This. Further, anyone using MD5 or SHA* or any hash function for 
any serious storage of passwords is nuts, in this day and age. 
GPUs and rentable cloud computers means the ability to test billions 
of passwords per second is easy for anyone, salted or not.

The issue is not Postgres' internal use of MD5 for passwords - that's 
a red herring, as it is basically no more relatively secure/insecure 
versus any other hashing algorithm that is not designed to be 
slow (e.g. bcrypt, scrypt, PBKDF2). The issue is simply exposing a 
more useful day to day algorithm by default. Much of the world uses 
SHA instead of MD5 these days for all sorts of purposes.

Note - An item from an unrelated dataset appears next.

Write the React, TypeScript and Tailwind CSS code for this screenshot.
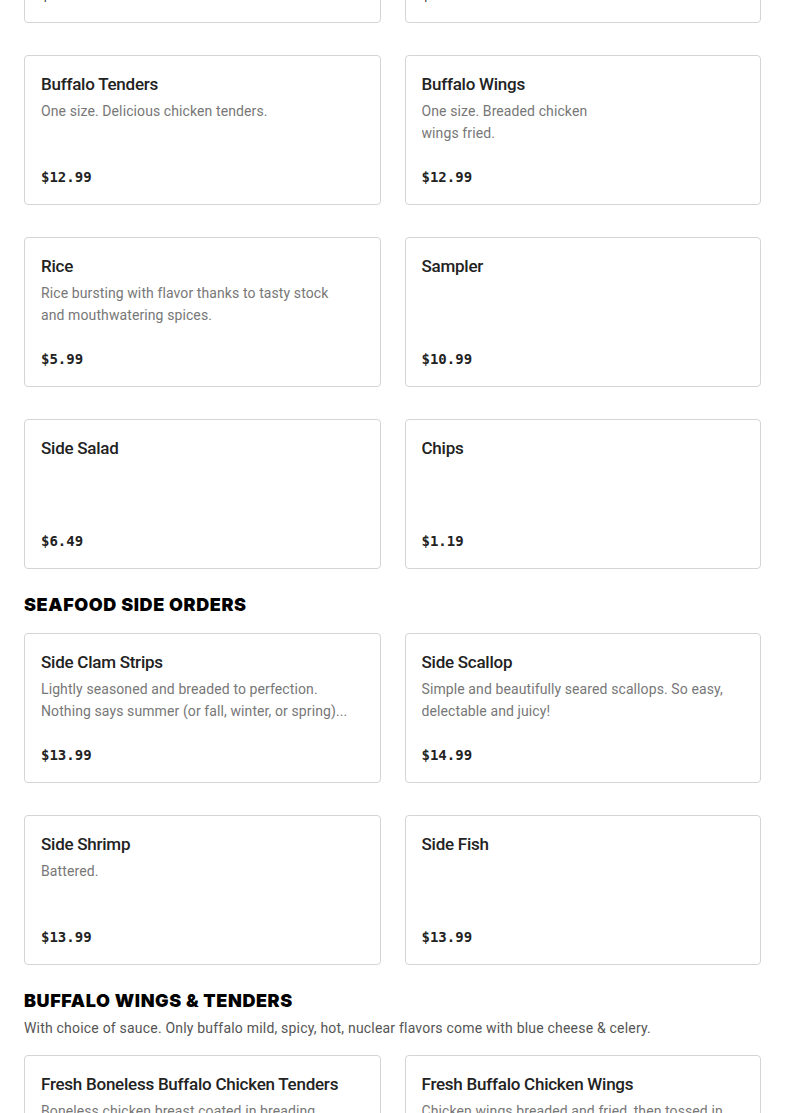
import React from 'react';

interface MenuItem {
  name: string;
  description?: string;
  price: string;
  descWidth?: string;
}

const sideOrders: MenuItem[] = [
  { name: 'Side Fries', description: 'Crispy golden fries.', price: '$3.99' },
  { name: 'Onion Rings', description: 'Beer battered onion rings.', price: '$4.99' },
  { name: 'Buffalo Tenders', description: 'One size. Delicious chicken tenders.', price: '$12.99' },
  { name: 'Buffalo Wings', description: 'One size. Breaded chicken wings fried.', price: '$12.99', descWidth: 'max-w-[190px]' },
  { name: 'Rice', description: 'Rice bursting with flavor thanks to tasty stock and mouthwatering spices.', price: '$5.99' },
  { name: 'Sampler', price: '$10.99' },
  { name: 'Side Salad', price: '$6.49' },
  { name: 'Chips', price: '$1.19' },
];

const seafoodSides: MenuItem[] = [
  {
    name: 'Side Clam Strips',
    description: 'Lightly seasoned and breaded to perfection. Nothing says summer (or fall, winter, or spring)...',
    price: '$13.99',
    descWidth: 'max-w-[322px]',
  },
  { name: 'Side Scallop', description: 'Simple and beautifully seared scallops. So easy, delectable and juicy!', price: '$14.99' },
  { name: 'Side Shrimp', description: 'Battered.', price: '$13.99' },
  { name: 'Side Fish', price: '$13.99' },
];

const wings: MenuItem[] = [
  {
    name: 'Fresh Boneless Buffalo Chicken Tenders',
    description: 'Boneless chicken breast coated in breading, fried and tossed in your choice of sauce.',
    price: '$14.99',
    descWidth: 'max-w-[282px]',
  },
  {
    name: 'Fresh Buffalo Chicken Wings',
    description: 'Chicken wings breaded and fried, then tossed in your choice of sauce.',
    price: '$15.99',
  },
];

const MenuCard = ({ item }: { item: MenuItem }) => (
  <div className="h-[150px] bg-white border border-[#d5d5d5] rounded-[4px] px-4 pt-4 pb-[17px] flex flex-col">
    <h3 className="text-[17px] leading-6 font-medium text-[#222] tracking-[-0.25px] [font-family:Roboto,sans-serif]">
      {item.name}
    </h3>
    {item.description && (
      <p
        className={
          'mt-1 text-[14px] leading-[22px] text-[#777] tracking-[0.1px] line-clamp-2 [font-family:Roboto,sans-serif] ' +
          (item.descWidth ?? 'max-w-[305px]')
        }
      >
        {item.description}
      </p>
    )}
    <div className="mt-auto text-[14px] leading-5 font-bold text-[#222] [font-family:'DejaVu_Sans_Mono',monospace]">
      {item.price}
    </div>
  </div>
);

const Grid = ({ items }: { items: MenuItem[] }) => (
  <div className="grid grid-cols-2 gap-x-6 gap-y-8">
    {items.map((item) => (
      <MenuCard key={item.name} item={item} />
    ))}
  </div>
);

export default function App() {
  return (
    <div className="min-h-screen bg-white overflow-hidden">
      <div className="px-6 -mt-[127px] pb-10">
        <Grid items={sideOrders} />

        <h2 className="mt-[22px] mb-[14px] h-7 leading-7 text-[18px] font-black uppercase text-black tracking-[0.6px] [font-family:Inter,sans-serif]">
          Seafood Side Orders
        </h2>
        <Grid items={seafoodSides} />

        <h2 className="mt-[22px] h-7 leading-7 text-[18px] font-black uppercase text-black tracking-[0.6px] [font-family:Inter,sans-serif]">
          Buffalo Wings &amp; Tenders
        </h2>
        <p className="mt-[3px] mb-[17px] text-[14px] leading-5 text-[#555] tracking-[0.2px] [font-family:Roboto,sans-serif]">
          With choice of sauce. Only buffalo mild, spicy, hot, nuclear flavors come with blue cheese &amp; celery.
        </p>
        <Grid items={wings} />
      </div>
    </div>
  );
}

So I am torn on this. On the one hand, having a few more things in core 
would be very nice, as it seems silly we have md5() as a builtin but 
sha256() requires a special module. But once you add sha* in, why not 
AES? Blowfish? Why not go the whole way and include some extremely 
useful ones such as bcrypt? At that point, we've deprecated pg_crypto 
and moved everything to core. Why I personally would love to see that 
someday (then we can boast "built-in crypto" :), I recognize that will 
be a very tough sell. So I will take the addition of whatever we can, 
including just a sha() as this thread asked for.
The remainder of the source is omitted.